Gather all lines in the entries below that include the word "TypeScript".

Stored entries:
---------------

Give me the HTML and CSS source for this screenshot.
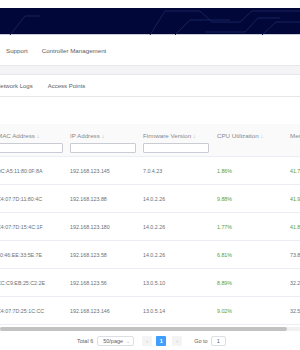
FILE: index.html
```html
<!DOCTYPE html>
<html>
<head>
<meta charset="utf-8">
<link rel="stylesheet" href="styles.css">
</head>
<body>
<div class="page">
  <div class="topstrip"></div>
  <div class="banner">
    <svg class="circuit" width="300" height="27" viewBox="0 0 300 27">
      <g fill="none" stroke="#16225e" stroke-width="1">
        <polyline points="10,27 25,8 40,8"/>
        <polyline points="150,27 165,3 200,3 212,14 240,14 252,3 300,3"/>
        <polyline points="175,27 190,12 230,12"/>
        <polyline points="205,24 245,24 258,10 280,10"/>
        <polyline points="262,27 276,14 300,14"/>
      </g>
    </svg>
  </div>
  <div class="nav">
    <span class="nav-item">Support</span>
    <span class="nav-item">Controller Management</span>
  </div>
  <div class="band"></div>
  <div class="tabs">
    <span class="tab first">Network Logs</span>
    <span class="tab">Access Points</span>
  </div>
  <div class="table">
    <div class="thead">
      <div class="th"><span class="label">MAC Address <i>↓</i></span><span class="filter"></span></div>
      <div class="th"><span class="label">IP Address <i>↓</i></span><span class="filter"></span></div>
      <div class="th"><span class="label">Firmware Version <i>↓</i></span><span class="filter"></span></div>
      <div class="th"><span class="label">CPU Utilization <i>↓</i></span><span class="nofilter"></span></div>
      <div class="th"><span class="label">Memory Utilization <i>↓</i></span><span class="nofilter"></span></div>
    </div>
    <div class="tr"><div class="td">DC:A5:11:80:0F:8A</div><div class="td">192.168.123.145</div><div class="td">7.0.4.23</div><div class="td ok">1.86%</div><div class="td ok">41.73%</div></div>
    <div class="tr"><div class="td">C4:07:7D:11:80:4C</div><div class="td">192.168.123.88</div><div class="td">14.0.2.26</div><div class="td ok">9.88%</div><div class="td ok">41.92%</div></div>
    <div class="tr"><div class="td">C4:07:7D:15:4C:1F</div><div class="td">192.168.123.180</div><div class="td">14.0.2.26</div><div class="td ok">1.77%</div><div class="td ok">41.85%</div></div>
    <div class="tr"><div class="td">80:46:EE:33:5E:7E</div><div class="td">192.168.123.58</div><div class="td">14.0.2.26</div><div class="td ok">6.81%</div><div class="td">73.82%</div></div>
    <div class="tr"><div class="td">CC:C9:EB:25:C2:2E</div><div class="td">192.168.123.56</div><div class="td">13.0.5.10</div><div class="td ok">8.89%</div><div class="td">32.21%</div></div>
    <div class="tr"><div class="td">C4:07:7D:25:1C:CC</div><div class="td">192.168.123.146</div><div class="td">13.0.5.14</div><div class="td ok">9.02%</div><div class="td">32.56%</div></div>
  </div>
  <div class="scrollbar"><div class="thumb"></div></div>
  <div class="pager">
    <span class="total">Total 6</span>
    <span class="size">50/page <span class="caret">⌄</span></span>
    <span class="pbtn">‹</span>
    <span class="pbtn active">1</span>
    <span class="pbtn">›</span>
    <span class="goto">Go to</span>
    <span class="goinput">1</span>
  </div>
</div>
</body>
</html>
```
FILE: styles.css
```css
html, body {
  margin: 0;
  padding: 0;
  background: #ffffff;
}
.page {
  width: 300px;
  height: 350px;
  overflow: hidden;
  font-family: "Liberation Sans", Arial, sans-serif;
  font-size: 6px;
  color: #606266;
}
.topstrip {
  height: 8px;
  background: #ffffff;
}
.banner {
  height: 27px;
  background: #02073a;
  border-bottom: 1px solid #c9ccd8;
  box-sizing: border-box;
}
.circuit {
  display: block;
}
.nav {
  height: 30px;
  display: flex;
  align-items: center;
  gap: 14px;
  padding-left: 6px;
  color: #5a5e66;
  font-size: 6.2px;
}
.band {
  height: 10px;
  background: #f4f4f6;
  border-top: 1px solid #e6e7eb;
  border-bottom: 1px solid #e6e7eb;
  box-sizing: border-box;
}
.tabs {
  height: 22px;
  display: flex;
  align-items: center;
  gap: 15px;
  border-bottom: 1px solid #e6e7eb;
  box-sizing: border-box;
  color: #5a5e66;
  font-size: 6px;
}
.tab.first {
  margin-left: -4px;
}
.table {
  margin-top: 27px;
  margin-left: -6px;
  width: 380px;
}
.thead, .tr {
  display: grid;
  grid-template-columns: 73px 73px 74px 73px 73px;
}
.thead {
  height: 33px;
  background: #fafafa;
  border-bottom: 1px solid #ebeef5;
  box-sizing: border-box;
}
.th {
  padding: 8px 3px 0 3px;
  display: flex;
  flex-direction: column;
  gap: 3px;
  color: #85898f;
  font-size: 6.2px;
}
.th i {
  font-style: normal;
  color: #b8bcc4;
}
.label {
  height: 8px;
  line-height: 8px;
  white-space: nowrap;
}
.filter {
  height: 10px;
  width: 66px;
  border: 1px solid #c9ccd3;
  border-radius: 1px;
  background: #fff;
  box-sizing: border-box;
}
.nofilter {
  height: 10px;
}
.tr {
  height: 28px;
  border-bottom: 1px solid #ebeef5;
  box-sizing: border-box;
  align-items: center;
}
.td {
  padding-left: 3px;
  white-space: nowrap;
  color: #6b6f75;
  font-size: 5.3px;
}
.td.ok {
  color: #56a040;
}
.scrollbar {
  margin-top: 2px;
  height: 4px;
  background: #f1f1f1;
}
.thumb {
  width: 287px;
  height: 4px;
  background: #c2c2c2;
  border-radius: 2px;
}
.pager {
  margin-top: 4px;
  height: 12px;
  display: flex;
  align-items: center;
  padding-left: 77px;
  font-size: 5.5px;
  color: #606266;
}
.total {
  margin-right: 4px;
}
.size {
  width: 37px;
  height: 10px;
  border: 1px solid #dcdfe6;
  border-radius: 2px;
  box-sizing: border-box;
  display: flex;
  align-items: center;
  justify-content: space-between;
  padding: 0 3px 0 5px;
  color: #606266;
  margin-right: 8px;
}
.caret {
  color: #b0b3b8;
  font-size: 5px;
}
.pbtn {
  width: 10px;
  height: 10px;
  background: #f4f4f5;
  color: #c0c4cc;
  display: flex;
  align-items: center;
  justify-content: center;
  margin-right: 4px;
  border-radius: 1px;
}
.pbtn.active {
  background: #409eff;
  color: #fff;
  font-weight: bold;
  margin-right: 6px;
}
.goto {
  margin-left: 8px;
  margin-right: 3px;
}
.goinput {
  width: 15px;
  height: 10px;
  border: 1px solid #dcdfe6;
  border-radius: 2px;
  box-sizing: border-box;
  display: flex;
  align-items: center;
  justify-content: center;
}
```
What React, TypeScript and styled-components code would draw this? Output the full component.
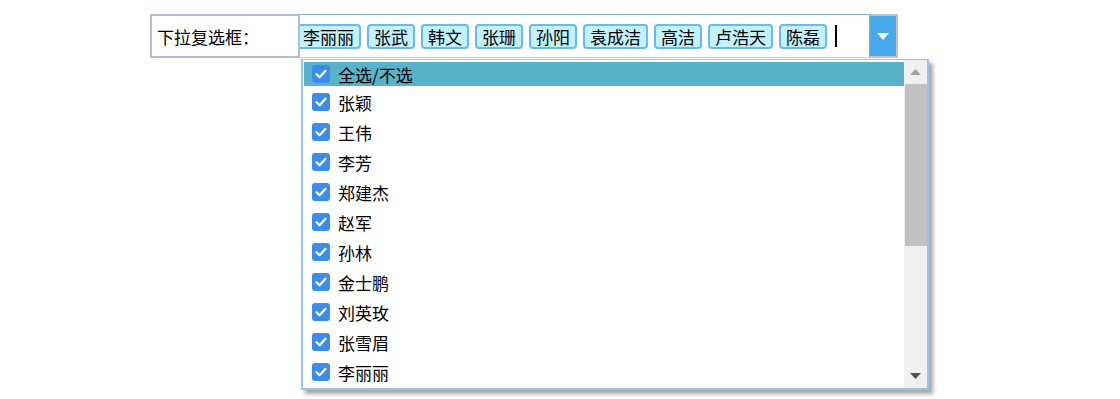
import React from 'react';
import styled, { createGlobalStyle } from 'styled-components';

const GlobalStyle = createGlobalStyle`
  body {
    margin: 0;
    background: #fff;
    font-family: "Microsoft YaHei", "Noto Sans CJK SC", "Noto Sans", sans-serif;
    color: #000;
  }
`;

const Page = styled.div`
  padding: 14px 0 0 150px;
  height: 385px;
`;

const Field = styled.div`
  display: flex;
  align-items: stretch;
  height: 44px;
`;

const Label = styled.div`
  width: 150px;
  border: 2px solid #b9bdd0;
  display: flex;
  align-items: center;
  padding-left: 5px;
  box-sizing: border-box;
  font-size: 17px;
  flex-shrink: 0;
`;

const Combo = styled.div`
  position: relative;
  display: flex;
  width: 600px;
  margin-left: -2px;
`;

const TagBox = styled.div`
  flex: 1;
  display: flex;
  align-items: center;
  justify-content: flex-end;
  overflow: hidden;
  border: 1px solid #87b3e2;
  border-left: 2px solid #b9bdd0;
  border-bottom-color: #b7cfee;
  background: #fff;
  padding-right: 32px;
  gap: 6px;
  box-sizing: border-box;
`;

const Tag = styled.span`
  flex-shrink: 0;
  height: 25px;
  line-height: 22px;
  padding: 0 5px;
  font-size: 17px;
  background: #c3f2fd;
  border: 2px solid #6ab9ef;
  border-radius: 4px;
  box-sizing: border-box;
  white-space: nowrap;
`;

const Caret = styled.span`
  flex-shrink: 0;
  width: 2px;
  height: 22px;
  background: #000;
  margin-left: 2px;
`;

const ArrowButton = styled.div`
  width: 28px;
  flex-shrink: 0;
  background: #48a9ea;
  border: 2px solid #c3c3c3;
  border-left: none;
  box-sizing: border-box;
  display: flex;
  align-items: center;
  justify-content: center;
`;

const Dropdown = styled.div`
  position: absolute;
  left: 3px;
  top: 45px;
  width: 628px;
  height: 331px;
  box-sizing: border-box;
  border: 2px solid #9cc3ef;
  border-top-width: 1px;
  background: #fff;
  box-shadow: 4px 4px 4px rgba(0, 0, 0, 0.35);
  display: flex;
`;

const List = styled.div`
  flex: 1;
  overflow: hidden;
  padding: 2px 0 0 1px;
`;

const Row = styled.div<{ $active?: boolean }>`
  display: flex;
  align-items: center;
  gap: 8px;
  height: ${(p) => (p.$active ? '24px' : '30px')};
  margin-bottom: ${(p) => (p.$active ? '1px' : '0')};
  padding-left: 8px;
  font-size: 17px;
  background: ${(p) => (p.$active ? '#59b3c8' : 'transparent')};
`;

const Check = styled.span`
  width: 18px;
  height: 18px;
  border-radius: 3px;
  background: #3b8de9;
  display: flex;
  align-items: center;
  justify-content: center;
  flex-shrink: 0;
`;

const Scrollbar = styled.div`
  width: 23px;
  background: #f0f0f0;
  display: flex;
  flex-direction: column;
`;

const ScrollArrow = styled.div`
  height: 24px;
  display: flex;
  align-items: center;
  justify-content: center;
  flex-shrink: 0;
`;

const Track = styled.div`
  flex: 1;
`;

const Thumb = styled.div`
  height: 162px;
  margin-left: 1px;
  background: #c1c1c1;
`;

const names = [
  '张颖', '王伟', '李芳', '郑建杰', '赵军', '孙林', '金士鹏', '刘英玫', '张雪眉',
  '李丽丽', '张武', '韩文', '张珊', '孙阳', '袁成洁', '高洁', '卢浩天', '陈磊',
];

// the tag strip is scrolled to its end; only the tail is in view
const visibleTags = names.slice(9);

const CheckMark = () => (
  <Check>
    <svg width="14" height="14" viewBox="0 0 14 14">
      <path d="M2.5 7.2 L5.6 10.2 L11.5 3.8" fill="none" stroke="#fff" strokeWidth="2.2" strokeLinecap="round" strokeLinejoin="round" />
    </svg>
  </Check>
);

export default function App() {
  return (
    <Page>
      <GlobalStyle />
      <Field>
        <Label>下拉复选框：</Label>
        <Combo>
          <TagBox>
            {visibleTags.map((n) => (
              <Tag key={n}>{n}</Tag>
            ))}
            <Caret />
          </TagBox>
          <ArrowButton>
            <svg width="12" height="7" viewBox="0 0 12 7">
              <path d="M0 0 H12 L6 7 Z" fill="#fff" />
            </svg>
          </ArrowButton>
          <Dropdown>
            <List>
              <Row $active>
                <CheckMark />
                全选/不选
              </Row>
              {names.slice(0, 11).map((n) => (
                <Row key={n}>
                  <CheckMark />
                  {n}
                </Row>
              ))}
            </List>
            <Scrollbar>
              <ScrollArrow>
                <svg width="11" height="6" viewBox="0 0 11 6">
                  <path d="M0 6 H11 L5.5 0 Z" fill="#a3a3a3" />
                </svg>
              </ScrollArrow>
              <Track>
                <Thumb />
              </Track>
              <ScrollArrow>
                <svg width="11" height="6" viewBox="0 0 11 6">
                  <path d="M0 0 H11 L5.5 6 Z" fill="#505050" />
                </svg>
              </ScrollArrow>
            </Scrollbar>
          </Dropdown>
        </Combo>
      </Field>
    </Page>
  );
}
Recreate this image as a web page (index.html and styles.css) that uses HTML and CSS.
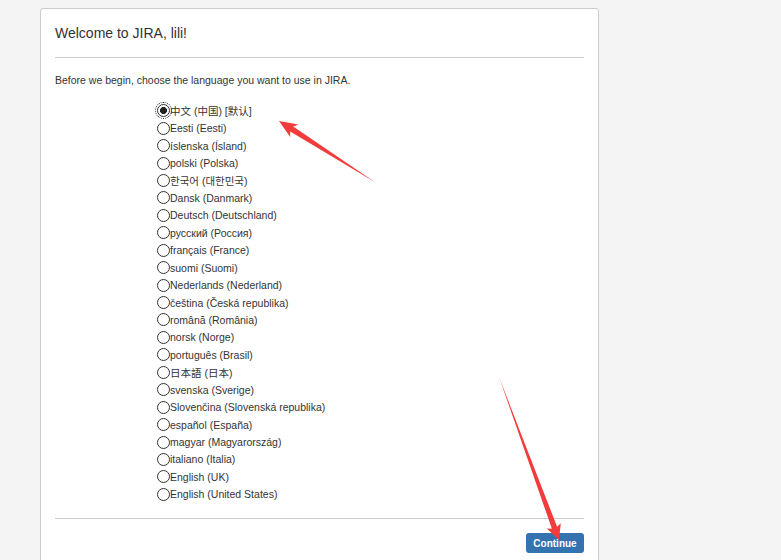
FILE: index.html
```html
<!DOCTYPE html>
<html lang="en">
<head>
<meta charset="utf-8">
<title>Welcome to JIRA</title>
<link rel="stylesheet" href="styles.css">
</head>
<body>
<div class="card">
  <div class="card-header">
    <h1 class="title">Welcome to JIRA, lili!</h1>
  </div>
  <p class="intro">Before we begin, choose the language you want to use in JIRA.</p>
  <form class="lang-list">
    <label class="lang"><input type="radio" name="lang" class="radio focused" checked><span>中文 (中国) [默认]</span></label>
    <label class="lang"><input type="radio" name="lang" class="radio"><span>Eesti (Eesti)</span></label>
    <label class="lang"><input type="radio" name="lang" class="radio"><span>íslenska (Ísland)</span></label>
    <label class="lang"><input type="radio" name="lang" class="radio"><span>polski (Polska)</span></label>
    <label class="lang"><input type="radio" name="lang" class="radio"><span>한국어 (대한민국)</span></label>
    <label class="lang"><input type="radio" name="lang" class="radio"><span>Dansk (Danmark)</span></label>
    <label class="lang"><input type="radio" name="lang" class="radio"><span>Deutsch (Deutschland)</span></label>
    <label class="lang"><input type="radio" name="lang" class="radio"><span>русский (Россия)</span></label>
    <label class="lang"><input type="radio" name="lang" class="radio"><span>français (France)</span></label>
    <label class="lang"><input type="radio" name="lang" class="radio"><span>suomi (Suomi)</span></label>
    <label class="lang"><input type="radio" name="lang" class="radio"><span>Nederlands (Nederland)</span></label>
    <label class="lang"><input type="radio" name="lang" class="radio"><span>čeština (Česká republika)</span></label>
    <label class="lang"><input type="radio" name="lang" class="radio"><span>română (România)</span></label>
    <label class="lang"><input type="radio" name="lang" class="radio"><span>norsk (Norge)</span></label>
    <label class="lang"><input type="radio" name="lang" class="radio"><span>português (Brasil)</span></label>
    <label class="lang"><input type="radio" name="lang" class="radio"><span>日本語 (日本)</span></label>
    <label class="lang"><input type="radio" name="lang" class="radio"><span>svenska (Sverige)</span></label>
    <label class="lang"><input type="radio" name="lang" class="radio"><span>Slovenčina (Slovenská republika)</span></label>
    <label class="lang"><input type="radio" name="lang" class="radio"><span>español (España)</span></label>
    <label class="lang"><input type="radio" name="lang" class="radio"><span>magyar (Magyarország)</span></label>
    <label class="lang"><input type="radio" name="lang" class="radio"><span>italiano (Italia)</span></label>
    <label class="lang"><input type="radio" name="lang" class="radio"><span>English (UK)</span></label>
    <label class="lang"><input type="radio" name="lang" class="radio"><span>English (United States)</span></label>
  </form>
  <div class="card-footer">
    <button type="button" class="btn-primary">Continue</button>
  </div>
</div>
<svg class="annotations" width="781" height="560" viewBox="0 0 781 560" aria-hidden="true">
  <polygon class="arrow" points="279,121 298.5,124.5 293.2,126.6 375.5,182.5 290.2,131.4 290.2,137"/>
  <polygon class="arrow" points="559,540 546.8,528.6 551.9,528.8 499,377 557.1,526.8 560.8,523.2"/>
</svg>
</body>
</html>
```
FILE: styles.css
```css
html, body {
  margin: 0;
  padding: 0;
}
body {
  background: #f4f4f4;
  font-family: "Liberation Sans", Arial, "Noto Sans CJK SC", sans-serif;
  color: #333;
  height: 560px;
  overflow: hidden;
  position: relative;
}
.card {
  box-sizing: border-box;
  width: 559px;
  margin: 8px 0 0 40px;
  padding: 14px 14px 40px;
  background: #fff;
  border: 1px solid #ccc;
  border-radius: 3px;
}
.card-header {
  padding: 0 0 14px;
  border-bottom: 1px solid #ccc;
}
.title {
  margin: 0;
  font-size: 14px;
  line-height: 20px;
  font-weight: normal;
  color: #333;
}
.intro {
  margin: 15px 0 15px;
  font-size: 10.5px;
  line-height: 14px;
}
.lang-list {
  margin: 0;
  padding: 0 0 15px 102px;
  border-bottom: 1px solid #ccc;
}
.lang {
  display: flex;
  align-items: center;
  height: 17.45px;
  font-size: 10.5px;
  color: #333;
}
.radio {
  -webkit-appearance: none;
  appearance: none;
  box-sizing: border-box;
  width: 13px;
  height: 13px;
  margin: 0;
  border: 1px solid #333;
  border-radius: 50%;
  background: #fff;
  flex: none;
}
.radio:checked {
  background: radial-gradient(circle, #222 0 3.2px, #fff 3.8px);
}
.radio.focused {
  outline: 1px dotted #222;
  outline-offset: 1px;
}
.card-footer {
  display: flex;
  justify-content: flex-end;
  padding-top: 14px;
}
.btn-primary {
  box-sizing: border-box;
  width: 58px;
  height: 20px;
  padding: 0;
  border: none;
  border-radius: 3px;
  background: #3572b0;
  color: #fff;
  font-family: "Liberation Sans", Arial, sans-serif;
  font-size: 10px;
  font-weight: bold;
}
.annotations {
  position: absolute;
  left: 0;
  top: 0;
  pointer-events: none;
}
.arrow {
  fill: #f23c3c;
}
```
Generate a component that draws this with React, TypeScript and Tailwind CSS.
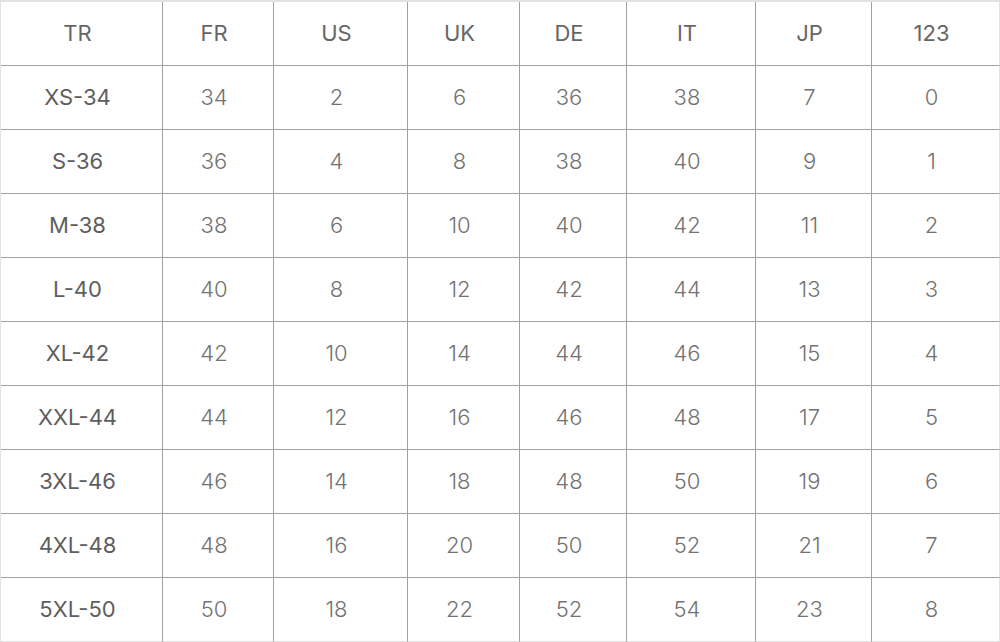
const headers = ["TR", "FR", "US", "UK", "DE", "IT", "JP", "123"];

const rows: string[][] = [
  ["XS-34", "34", "2", "6", "36", "38", "7", "0"],
  ["S-36", "36", "4", "8", "38", "40", "9", "1"],
  ["M-38", "38", "6", "10", "40", "42", "11", "2"],
  ["L-40", "40", "8", "12", "42", "44", "13", "3"],
  ["XL-42", "42", "10", "14", "44", "46", "15", "4"],
  ["XXL-44", "44", "12", "16", "46", "48", "17", "5"],
  ["3XL-46", "46", "14", "18", "48", "50", "19", "6"],
  ["4XL-48", "48", "16", "20", "50", "52", "21", "7"],
  ["5XL-50", "50", "18", "22", "52", "54", "23", "8"],
];

export default function App() {
  return (
    <div
      className="w-[1000px] h-[642px] bg-white overflow-hidden border-t-2 border-l border-[#e2e2e2]"
      style={{ fontFamily: '"Inter", "Lato", sans-serif' }}
    >
      <div className="grid grid-cols-[162px_111px_134px_112px_107px_129px_116px_128px] grid-rows-[repeat(10,64px)]">
        {headers.map((h, i) => (
          <div
            key={h}
            className={`flex items-center justify-center pr-2 border-b border-b-[#a0a0a0] text-[22px] text-[#666666] ${
              i === headers.length - 1 ? "border-r border-r-[#e2e2e2]" : "border-r border-r-[#a0a0a0]"
            }`}
          >
            {h}
          </div>
        ))}
        {rows.map((row, r) =>
          row.map((cell, c) => (
            <div
              key={`${r}-${c}`}
              className={`flex items-center justify-center pr-2 text-[22px] ${
                c === 0 ? "text-[#5e5e5e]" : "text-[#727272] font-light"
              } ${
                c === row.length - 1 ? "border-r border-r-[#e2e2e2]" : "border-r border-r-[#a0a0a0]"
              } ${
                r === rows.length - 1 ? "border-b border-b-[#e2e2e2]" : "border-b border-b-[#a0a0a0]"
              }`}
            >
              {cell}
            </div>
          ))
        )}
      </div>
    </div>
  );
}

---------------

Task answer:
What React, TypeScript and styled-components code would draw this? Output the full component.
Generate a component that draws this with React, TypeScript and Tailwind CSS.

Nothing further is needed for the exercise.